I am working on a use case where I want to extract all visible text from any kind of image — including medicine packages, product cartons, documents, and natural scenes.
What I want to build:
A deep learning-based OCR model that takes an image as input and returns all the text written on it.
I have tried:
CRNN Model (CNN + BiLSTM + CTC loss):
I implemented a basic CRNN using Keras. The model includes:
CNN layers for feature extraction
BiLSTM layers for sequence modeling
Dense + CTC loss for character decoding
Any architecture suggestions, research paper links, or open-source code would be helpful
Hi, have you tried any VLM-models for OCR? There are many new architectures and strategies that might work for your case!
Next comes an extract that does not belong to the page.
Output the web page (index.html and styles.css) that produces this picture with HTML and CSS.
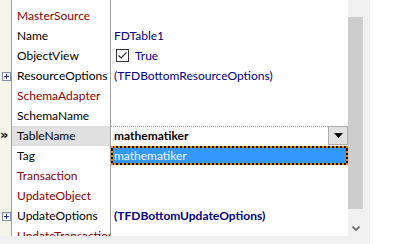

Especially because it is on all kinds of different scenes on which VLMs should also have better capabilities. Some place to start for instance: VLM For OCR - a Cuiunbo Collection.
Another option is to use Tesseract, a library that has been around for quite some time, but still has active development. They also have a python wrapper that you can use: pytesseract·PyPI.
Finally, you could also find datasets and pretrained detection model for all existing characters and fine tune this model yourself on your data. This is definitely the most work, but also gives you the most freedom to change the architecture and data in any way you want.
Your current CRNN model has a fundamental limitation, it’s designed to read text that flows in a single, predictable direction, like reading a single line of text. This works for simple cases but fails when confronted with the complex scenes where text appears at different angles, sizes, and locations throughout the image.
PaddleOCR in my personal experience is more robust to these noises.
The pre-trained PaddleOCR models already understand various text styles, but fine-tuning them on your specific use cases - medicine packages and product cartons - will significantly improve accuracy.